_SET TASK:_
Everything in the listing except the pictures should be written out exactly.

(begin)

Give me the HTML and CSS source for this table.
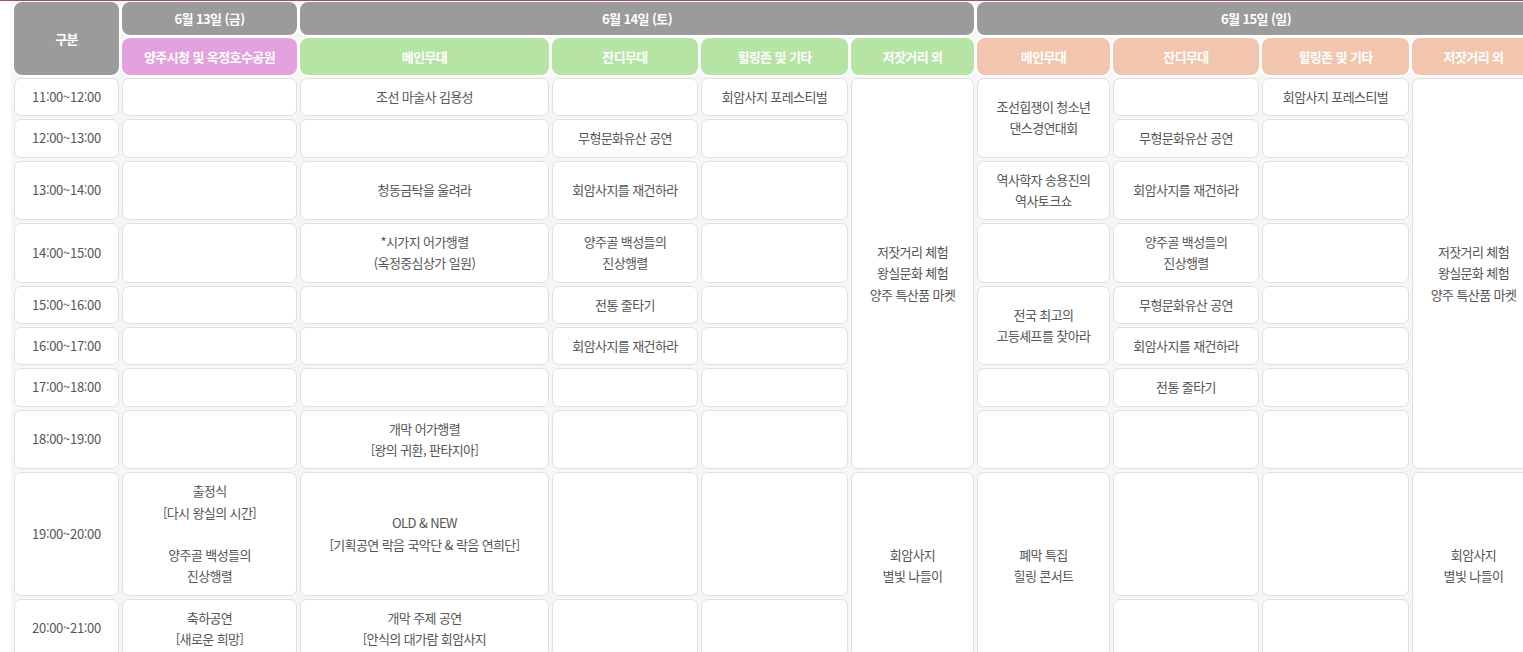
FILE: index.html
```html
<!DOCTYPE html>
<html lang="ko">
<head>
<meta charset="utf-8">
<title>행사 일정표</title>
<link rel="stylesheet" href="styles.css">
</head>
<body>
<div class="topline"></div>
<div class="page">
<table class="schedule">
  <colgroup>
    <col class="c-time">
    <col class="c-fri">
    <col class="c-main">
    <col class="c-grass">
    <col class="c-heal">
    <col class="c-street">
    <col class="c-main2">
    <col class="c-grass">
    <col class="c-heal">
    <col class="c-street">
  </colgroup>
  <thead>
    <tr class="hr-day">
      <th class="h-day" rowspan="2">구분</th>
      <th class="h-day">6월 13일 (금)</th>
      <th class="h-day" colspan="4">6월 14일 (토)</th>
      <th class="h-day" colspan="4">6월 15일 (일)</th>
    </tr>
    <tr class="hr-stage">
      <th class="h-pink">양주시청 및 옥정호수공원</th>
      <th class="h-green">메인무대</th>
      <th class="h-green">잔디무대</th>
      <th class="h-green">힐링존 및 기타</th>
      <th class="h-green">저잣거리 외</th>
      <th class="h-peach">메인무대</th>
      <th class="h-peach">잔디무대</th>
      <th class="h-peach">힐링존 및 기타</th>
      <th class="h-peach">저잣거리 외</th>
    </tr>
  </thead>
  <tbody>
    <tr>
      <td class="time">11:00~12:00</td>
      <td></td>
      <td>조선 마술사 김용성</td>
      <td></td>
      <td>회암사지 포레스티벌</td>
      <td rowspan="8">저잣거리 체험<br>왕실문화 체험<br>양주 특산품 마켓</td>
      <td rowspan="2">조선힙쟁이 청소년<br>댄스경연대회</td>
      <td></td>
      <td>회암사지 포레스티벌</td>
      <td rowspan="8">저잣거리 체험<br>왕실문화 체험<br>양주 특산품 마켓</td>
    </tr>
    <tr>
      <td class="time">12:00~13:00</td>
      <td></td>
      <td></td>
      <td>무형문화유산 공연</td>
      <td></td>
      <td>무형문화유산 공연</td>
      <td></td>
    </tr>
    <tr>
      <td class="time">13:00~14:00</td>
      <td></td>
      <td>청동금탁을 울려라</td>
      <td>회암사지를 재건하라</td>
      <td></td>
      <td>역사학자 송용진의<br>역사토크쇼</td>
      <td>회암사지를 재건하라</td>
      <td></td>
    </tr>
    <tr>
      <td class="time">14:00~15:00</td>
      <td></td>
      <td>*시가지 어가행렬<br>(옥정중심상가 일원)</td>
      <td>양주골 백성들의<br>진상행렬</td>
      <td></td>
      <td></td>
      <td>양주골 백성들의<br>진상행렬</td>
      <td></td>
    </tr>
    <tr>
      <td class="time">15:00~16:00</td>
      <td></td>
      <td></td>
      <td>전통 줄타기</td>
      <td></td>
      <td rowspan="2">전국 최고의<br>고등셰프를 찾아라</td>
      <td>무형문화유산 공연</td>
      <td></td>
    </tr>
    <tr>
      <td class="time">16:00~17:00</td>
      <td></td>
      <td></td>
      <td>회암사지를 재건하라</td>
      <td></td>
      <td>회암사지를 재건하라</td>
      <td></td>
    </tr>
    <tr>
      <td class="time">17:00~18:00</td>
      <td></td>
      <td></td>
      <td></td>
      <td></td>
      <td></td>
      <td>전통 줄타기</td>
      <td></td>
    </tr>
    <tr>
      <td class="time">18:00~19:00</td>
      <td></td>
      <td>개막 어가행렬<br>[왕의 귀환, 판타지아]</td>
      <td></td>
      <td></td>
      <td></td>
      <td></td>
      <td></td>
    </tr>
    <tr>
      <td class="time">19:00~20:00</td>
      <td>출정식<br>[다시 왕실의 시간]<br><br>양주골 백성들의<br>진상행렬</td>
      <td>OLD &amp; NEW<br>[기획공연 락음 국악단 &amp; 락음 연희단]</td>
      <td></td>
      <td></td>
      <td rowspan="2">회암사지<br>별빛 나들이</td>
      <td rowspan="2">폐막 특집<br>힐링 콘서트</td>
      <td></td>
      <td></td>
      <td rowspan="2">회암사지<br>별빛 나들이</td>
    </tr>
    <tr>
      <td class="time">20:00~21:00</td>
      <td>축하공연<br>[새로운 희망]</td>
      <td>개막 주제 공연<br>[안식의 대가람 회암사지</td>
      <td></td>
      <td></td>
      <td></td>
      <td></td>
    </tr>
  </tbody>
</table>
</div>
</body>
</html>
```

FILE: styles.css
```css
html, body {
  margin: 0;
  padding: 0;
  background: #ffffff;
}

body {
  overflow: hidden;
  font-family: "Noto Sans CJK KR", "Noto Sans", "Liberation Sans", sans-serif;
}

.topline {
  position: absolute;
  top: 0;
  left: 0;
  right: 0;
  height: 1px;
  background: #a8477f;
  z-index: 5;
}

.page {
  overflow: hidden;
}

.schedule {
  border-collapse: separate;
  border-spacing: 3px;
  table-layout: fixed;
  width: 1527px;
  margin: -1px 0 0 11px;
  background: #f6f6f6;
}

.c-time { width: 105px; }
.c-fri { width: 175px; }
.c-main { width: 249px; }
.c-grass { width: 146px; }
.c-heal { width: 147px; }
.c-street { width: 123px; }
.c-main2 { width: 133px; }

.schedule th {
  color: #ffffff;
  font-weight: 700;
  font-size: 13px;
  letter-spacing: -0.6px;
  text-align: center;
  vertical-align: middle;
  border-radius: 8px;
  box-shadow: 0 0 0 2px #ffffff;
  padding: 0 4px;
  white-space: nowrap;
}

.hr-day th {
  height: 33px;
  line-height: 21px;
}

.hr-stage th {
  height: 37px;
  line-height: 21px;
}

.h-day { background: #9b9b9b; }
.h-pink { background: #e3a2dd; }
.h-green { background: #b5e4a4; }
.h-peach { background: #f2c6ae; }

.schedule td {
  background: #ffffff;
  border: 1px solid #e0e0e0;
  border-radius: 7px;
  padding: 7px 4px 8px;
  text-align: center;
  vertical-align: middle;
  font-size: 13px;
  line-height: 21.3px;
  letter-spacing: -0.6px;
  color: #555555;
}

.schedule td.time {
  letter-spacing: -0.3px;
}
```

(end)

_EXERCISE RESULT:_
Give me the HTML and CSS source for this table.
FILE: index.html
```html
<!DOCTYPE html>
<html lang="ko">
<head>
<meta charset="utf-8">
<title>행사 일정표</title>
<link rel="stylesheet" href="styles.css">
</head>
<body>
<div class="topline"></div>
<div class="page">
<table class="schedule">
  <colgroup>
    <col class="c-time">
    <col class="c-fri">
    <col class="c-main">
    <col class="c-grass">
    <col class="c-heal">
    <col class="c-street">
    <col class="c-main2">
    <col class="c-grass">
    <col class="c-heal">
    <col class="c-street">
  </colgroup>
  <thead>
    <tr class="hr-day">
      <th class="h-day" rowspan="2">구분</th>
      <th class="h-day">6월 13일 (금)</th>
      <th class="h-day" colspan="4">6월 14일 (토)</th>
      <th class="h-day" colspan="4">6월 15일 (일)</th>
    </tr>
    <tr class="hr-stage">
      <th class="h-pink">양주시청 및 옥정호수공원</th>
      <th class="h-green">메인무대</th>
      <th class="h-green">잔디무대</th>
      <th class="h-green">힐링존 및 기타</th>
      <th class="h-green">저잣거리 외</th>
      <th class="h-peach">메인무대</th>
      <th class="h-peach">잔디무대</th>
      <th class="h-peach">힐링존 및 기타</th>
      <th class="h-peach">저잣거리 외</th>
    </tr>
  </thead>
  <tbody>
    <tr>
      <td class="time">11:00~12:00</td>
      <td></td>
      <td>조선 마술사 김용성</td>
      <td></td>
      <td>회암사지 포레스티벌</td>
      <td rowspan="8">저잣거리 체험<br>왕실문화 체험<br>양주 특산품 마켓</td>
      <td rowspan="2">조선힙쟁이 청소년<br>댄스경연대회</td>
      <td></td>
      <td>회암사지 포레스티벌</td>
      <td rowspan="8">저잣거리 체험<br>왕실문화 체험<br>양주 특산품 마켓</td>
    </tr>
    <tr>
      <td class="time">12:00~13:00</td>
      <td></td>
      <td></td>
      <td>무형문화유산 공연</td>
      <td></td>
      <td>무형문화유산 공연</td>
      <td></td>
    </tr>
    <tr>
      <td class="time">13:00~14:00</td>
      <td></td>
      <td>청동금탁을 울려라</td>
      <td>회암사지를 재건하라</td>
      <td></td>
      <td>역사학자 송용진의<br>역사토크쇼</td>
      <td>회암사지를 재건하라</td>
      <td></td>
    </tr>
    <tr>
      <td class="time">14:00~15:00</td>
      <td></td>
      <td>*시가지 어가행렬<br>(옥정중심상가 일원)</td>
      <td>양주골 백성들의<br>진상행렬</td>
      <td></td>
      <td></td>
      <td>양주골 백성들의<br>진상행렬</td>
      <td></td>
    </tr>
    <tr>
      <td class="time">15:00~16:00</td>
      <td></td>
      <td></td>
      <td>전통 줄타기</td>
      <td></td>
      <td rowspan="2">전국 최고의<br>고등셰프를 찾아라</td>
      <td>무형문화유산 공연</td>
      <td></td>
    </tr>
    <tr>
      <td class="time">16:00~17:00</td>
      <td></td>
      <td></td>
      <td>회암사지를 재건하라</td>
      <td></td>
      <td>회암사지를 재건하라</td>
      <td></td>
    </tr>
    <tr>
      <td class="time">17:00~18:00</td>
      <td></td>
      <td></td>
      <td></td>
      <td></td>
      <td></td>
      <td>전통 줄타기</td>
      <td></td>
    </tr>
    <tr>
      <td class="time">18:00~19:00</td>
      <td></td>
      <td>개막 어가행렬<br>[왕의 귀환, 판타지아]</td>
      <td></td>
      <td></td>
      <td></td>
      <td></td>
      <td></td>
    </tr>
    <tr>
      <td class="time">19:00~20:00</td>
      <td>출정식<br>[다시 왕실의 시간]<br><br>양주골 백성들의<br>진상행렬</td>
      <td>OLD &amp; NEW<br>[기획공연 락음 국악단 &amp; 락음 연희단]</td>
      <td></td>
      <td></td>
      <td rowspan="2">회암사지<br>별빛 나들이</td>
      <td rowspan="2">폐막 특집<br>힐링 콘서트</td>
      <td></td>
      <td></td>
      <td rowspan="2">회암사지<br>별빛 나들이</td>
    </tr>
    <tr>
      <td class="time">20:00~21:00</td>
      <td>축하공연<br>[새로운 희망]</td>
      <td>개막 주제 공연<br>[안식의 대가람 회암사지</td>
      <td></td>
      <td></td>
      <td></td>
      <td></td>
    </tr>
  </tbody>
</table>
</div>
</body>
</html>
```

FILE: styles.css
```css
html, body {
  margin: 0;
  padding: 0;
  background: #ffffff;
}

body {
  overflow: hidden;
  font-family: "Noto Sans CJK KR", "Noto Sans", "Liberation Sans", sans-serif;
}

.topline {
  position: absolute;
  top: 0;
  left: 0;
  right: 0;
  height: 1px;
  background: #a8477f;
  z-index: 5;
}

.page {
  overflow: hidden;
}

.schedule {
  border-collapse: separate;
  border-spacing: 3px;
  table-layout: fixed;
  width: 1527px;
  margin: -1px 0 0 11px;
  background: #f6f6f6;
}

.c-time { width: 105px; }
.c-fri { width: 175px; }
.c-main { width: 249px; }
.c-grass { width: 146px; }
.c-heal { width: 147px; }
.c-street { width: 123px; }
.c-main2 { width: 133px; }

.schedule th {
  color: #ffffff;
  font-weight: 700;
  font-size: 13px;
  letter-spacing: -0.6px;
  text-align: center;
  vertical-align: middle;
  border-radius: 8px;
  box-shadow: 0 0 0 2px #ffffff;
  padding: 0 4px;
  white-space: nowrap;
}

.hr-day th {
  height: 33px;
  line-height: 21px;
}

.hr-stage th {
  height: 37px;
  line-height: 21px;
}

.h-day { background: #9b9b9b; }
.h-pink { background: #e3a2dd; }
.h-green { background: #b5e4a4; }
.h-peach { background: #f2c6ae; }

.schedule td {
  background: #ffffff;
  border: 1px solid #e0e0e0;
  border-radius: 7px;
  padding: 7px 4px 8px;
  text-align: center;
  vertical-align: middle;
  font-size: 13px;
  line-height: 21.3px;
  letter-spacing: -0.6px;
  color: #555555;
}

.schedule td.time {
  letter-spacing: -0.3px;
}
```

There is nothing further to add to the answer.